→ **What to do**:
No pictures belong in the copy; return exactly the lines from the one with "Give me the" through the one with "const [value, setValue]", both ends included, and nothing else.

[start of Entries]

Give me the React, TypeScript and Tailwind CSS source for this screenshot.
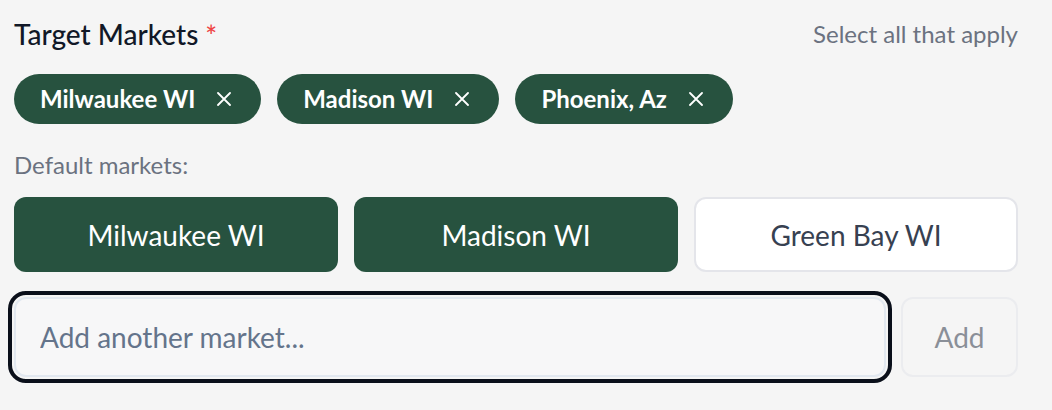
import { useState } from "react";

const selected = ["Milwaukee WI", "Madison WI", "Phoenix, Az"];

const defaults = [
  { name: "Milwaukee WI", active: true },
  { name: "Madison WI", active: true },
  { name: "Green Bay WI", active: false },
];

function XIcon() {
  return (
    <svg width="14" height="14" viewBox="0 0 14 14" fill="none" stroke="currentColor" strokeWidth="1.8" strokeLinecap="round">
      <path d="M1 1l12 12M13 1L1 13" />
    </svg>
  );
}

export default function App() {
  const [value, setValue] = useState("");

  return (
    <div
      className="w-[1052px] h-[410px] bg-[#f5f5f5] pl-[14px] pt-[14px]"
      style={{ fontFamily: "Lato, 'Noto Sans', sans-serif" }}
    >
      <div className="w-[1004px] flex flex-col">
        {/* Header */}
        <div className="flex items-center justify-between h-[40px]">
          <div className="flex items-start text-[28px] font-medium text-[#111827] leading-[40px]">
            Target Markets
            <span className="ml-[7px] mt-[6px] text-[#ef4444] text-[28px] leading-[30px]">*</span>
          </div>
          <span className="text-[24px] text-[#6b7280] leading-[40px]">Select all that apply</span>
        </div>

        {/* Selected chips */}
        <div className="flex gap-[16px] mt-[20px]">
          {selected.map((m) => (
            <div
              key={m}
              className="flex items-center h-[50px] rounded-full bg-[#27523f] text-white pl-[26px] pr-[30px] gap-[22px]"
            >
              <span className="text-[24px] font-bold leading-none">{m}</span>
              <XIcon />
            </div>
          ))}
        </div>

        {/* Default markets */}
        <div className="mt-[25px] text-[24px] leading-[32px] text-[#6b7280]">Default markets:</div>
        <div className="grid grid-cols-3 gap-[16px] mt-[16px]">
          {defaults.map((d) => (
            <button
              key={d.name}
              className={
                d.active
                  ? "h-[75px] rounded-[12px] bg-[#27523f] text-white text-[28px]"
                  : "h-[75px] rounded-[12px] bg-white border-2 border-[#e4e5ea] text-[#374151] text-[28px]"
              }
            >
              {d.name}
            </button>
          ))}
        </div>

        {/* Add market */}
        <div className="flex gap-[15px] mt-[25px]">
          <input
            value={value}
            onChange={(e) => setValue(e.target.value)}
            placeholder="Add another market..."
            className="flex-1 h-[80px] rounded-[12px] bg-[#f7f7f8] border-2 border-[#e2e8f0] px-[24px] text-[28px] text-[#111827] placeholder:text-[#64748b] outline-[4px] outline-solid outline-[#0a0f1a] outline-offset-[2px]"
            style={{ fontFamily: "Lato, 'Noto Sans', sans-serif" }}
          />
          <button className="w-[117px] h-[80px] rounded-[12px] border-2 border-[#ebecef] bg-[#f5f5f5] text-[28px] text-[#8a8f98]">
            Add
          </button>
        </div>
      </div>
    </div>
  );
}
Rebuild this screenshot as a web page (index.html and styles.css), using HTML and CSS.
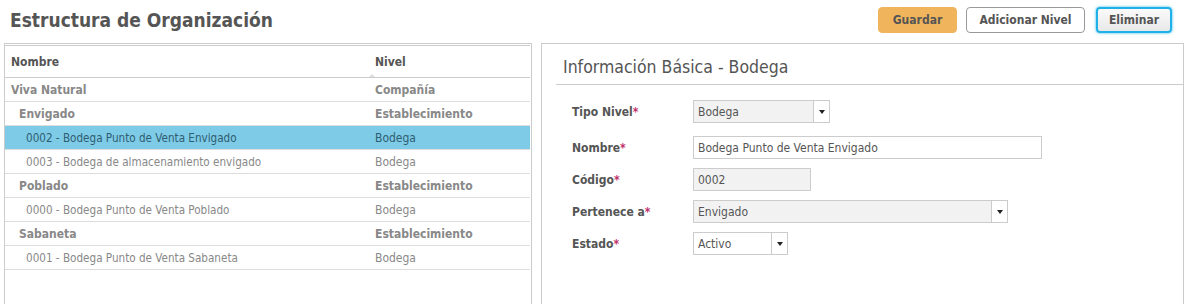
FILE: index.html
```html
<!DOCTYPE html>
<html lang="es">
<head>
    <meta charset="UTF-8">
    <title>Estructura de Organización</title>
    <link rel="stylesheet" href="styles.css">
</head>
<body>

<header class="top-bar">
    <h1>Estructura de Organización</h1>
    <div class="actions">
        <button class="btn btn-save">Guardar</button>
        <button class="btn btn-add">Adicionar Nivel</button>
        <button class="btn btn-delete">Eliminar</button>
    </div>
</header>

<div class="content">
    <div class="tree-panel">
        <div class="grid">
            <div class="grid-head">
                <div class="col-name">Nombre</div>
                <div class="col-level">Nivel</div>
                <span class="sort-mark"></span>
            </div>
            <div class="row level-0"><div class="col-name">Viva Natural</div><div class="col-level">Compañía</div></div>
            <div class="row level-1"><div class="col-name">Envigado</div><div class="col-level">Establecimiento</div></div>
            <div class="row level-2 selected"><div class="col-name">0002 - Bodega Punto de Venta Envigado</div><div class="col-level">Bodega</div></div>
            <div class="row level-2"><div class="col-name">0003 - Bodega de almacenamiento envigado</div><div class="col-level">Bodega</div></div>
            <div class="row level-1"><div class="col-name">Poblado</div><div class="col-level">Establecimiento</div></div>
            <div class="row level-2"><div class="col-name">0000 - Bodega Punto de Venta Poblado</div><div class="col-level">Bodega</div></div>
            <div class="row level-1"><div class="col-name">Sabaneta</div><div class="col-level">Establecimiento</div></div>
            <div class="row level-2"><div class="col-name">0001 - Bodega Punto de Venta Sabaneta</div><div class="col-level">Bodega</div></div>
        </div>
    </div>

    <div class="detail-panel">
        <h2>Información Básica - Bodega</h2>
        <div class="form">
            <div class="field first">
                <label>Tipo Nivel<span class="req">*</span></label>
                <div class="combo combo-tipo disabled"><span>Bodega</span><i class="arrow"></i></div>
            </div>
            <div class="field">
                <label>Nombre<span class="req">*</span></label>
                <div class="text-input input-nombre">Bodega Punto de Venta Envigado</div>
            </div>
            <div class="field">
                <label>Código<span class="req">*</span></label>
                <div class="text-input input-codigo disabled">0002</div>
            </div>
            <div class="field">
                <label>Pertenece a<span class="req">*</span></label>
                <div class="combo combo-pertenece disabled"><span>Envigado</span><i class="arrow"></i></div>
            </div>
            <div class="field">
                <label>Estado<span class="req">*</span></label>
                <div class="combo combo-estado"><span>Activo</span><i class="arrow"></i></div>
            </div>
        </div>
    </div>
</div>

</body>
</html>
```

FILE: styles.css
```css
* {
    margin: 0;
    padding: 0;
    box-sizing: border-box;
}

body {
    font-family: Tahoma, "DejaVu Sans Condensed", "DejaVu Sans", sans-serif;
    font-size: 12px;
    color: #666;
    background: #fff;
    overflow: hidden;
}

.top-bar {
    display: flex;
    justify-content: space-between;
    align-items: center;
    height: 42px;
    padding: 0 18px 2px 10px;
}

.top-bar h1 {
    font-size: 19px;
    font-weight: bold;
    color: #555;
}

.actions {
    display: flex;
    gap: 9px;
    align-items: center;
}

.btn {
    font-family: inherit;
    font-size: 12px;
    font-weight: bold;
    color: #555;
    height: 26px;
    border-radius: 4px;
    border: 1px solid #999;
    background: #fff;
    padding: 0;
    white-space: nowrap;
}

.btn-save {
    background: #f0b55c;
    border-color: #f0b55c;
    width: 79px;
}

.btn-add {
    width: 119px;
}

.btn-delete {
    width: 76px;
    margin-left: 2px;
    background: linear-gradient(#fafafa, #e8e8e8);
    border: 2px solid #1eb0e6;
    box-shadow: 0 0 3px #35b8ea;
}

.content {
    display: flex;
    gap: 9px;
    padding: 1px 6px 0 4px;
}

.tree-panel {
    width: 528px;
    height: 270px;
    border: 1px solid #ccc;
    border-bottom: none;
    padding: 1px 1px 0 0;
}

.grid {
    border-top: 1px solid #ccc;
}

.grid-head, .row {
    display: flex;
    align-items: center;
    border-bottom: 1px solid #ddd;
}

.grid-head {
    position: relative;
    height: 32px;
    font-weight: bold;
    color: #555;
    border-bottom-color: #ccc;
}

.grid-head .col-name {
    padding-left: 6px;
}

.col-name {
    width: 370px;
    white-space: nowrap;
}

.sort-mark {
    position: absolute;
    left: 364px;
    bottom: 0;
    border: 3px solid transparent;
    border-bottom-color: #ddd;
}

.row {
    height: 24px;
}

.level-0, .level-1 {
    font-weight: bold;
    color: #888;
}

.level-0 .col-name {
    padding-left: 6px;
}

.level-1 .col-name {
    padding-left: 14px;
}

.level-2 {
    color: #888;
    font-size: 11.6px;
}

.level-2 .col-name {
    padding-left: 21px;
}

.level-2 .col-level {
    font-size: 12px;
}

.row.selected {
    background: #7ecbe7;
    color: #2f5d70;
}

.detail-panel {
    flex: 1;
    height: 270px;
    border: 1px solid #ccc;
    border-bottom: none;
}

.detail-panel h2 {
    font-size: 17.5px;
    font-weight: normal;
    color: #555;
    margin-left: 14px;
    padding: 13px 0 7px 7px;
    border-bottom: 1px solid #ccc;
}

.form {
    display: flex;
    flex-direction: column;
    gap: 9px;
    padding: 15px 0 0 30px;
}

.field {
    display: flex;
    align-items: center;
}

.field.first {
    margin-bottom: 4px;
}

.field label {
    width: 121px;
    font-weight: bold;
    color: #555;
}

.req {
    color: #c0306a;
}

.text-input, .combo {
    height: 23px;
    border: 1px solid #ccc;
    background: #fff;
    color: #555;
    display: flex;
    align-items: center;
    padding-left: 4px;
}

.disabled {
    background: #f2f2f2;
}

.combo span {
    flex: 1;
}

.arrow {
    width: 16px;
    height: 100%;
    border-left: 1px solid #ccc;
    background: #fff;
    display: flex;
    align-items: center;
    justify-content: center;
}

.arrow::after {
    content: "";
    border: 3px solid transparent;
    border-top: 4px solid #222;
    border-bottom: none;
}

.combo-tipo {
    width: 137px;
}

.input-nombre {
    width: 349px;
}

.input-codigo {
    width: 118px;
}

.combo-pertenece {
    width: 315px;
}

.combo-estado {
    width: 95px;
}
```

[end of Entries]
[start of Entries]

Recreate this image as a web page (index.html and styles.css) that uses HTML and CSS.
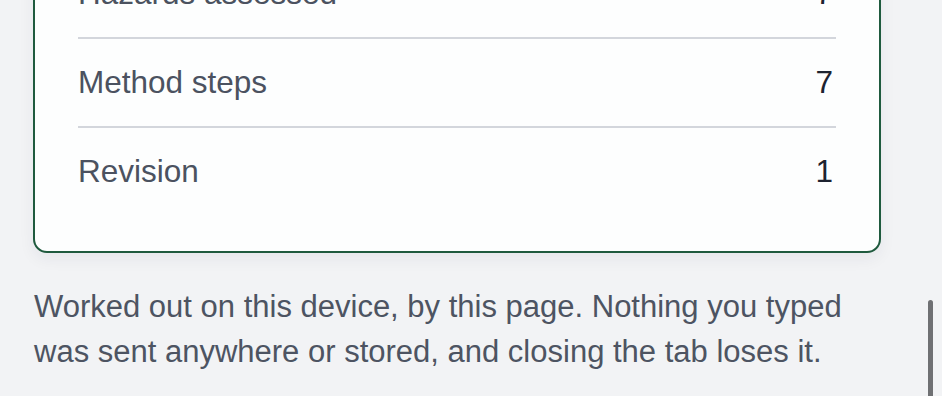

[end of Entries]

→ **Answer in full**:
Give me the React, TypeScript and Tailwind CSS source for this screenshot.
import { useState } from "react";

const selected = ["Milwaukee WI", "Madison WI", "Phoenix, Az"];

const defaults = [
  { name: "Milwaukee WI", active: true },
  { name: "Madison WI", active: true },
  { name: "Green Bay WI", active: false },
];

function XIcon() {
  return (
    <svg width="14" height="14" viewBox="0 0 14 14" fill="none" stroke="currentColor" strokeWidth="1.8" strokeLinecap="round">
      <path d="M1 1l12 12M13 1L1 13" />
    </svg>
  );
}

export default function App() {
  const [value, setValue] = useState("");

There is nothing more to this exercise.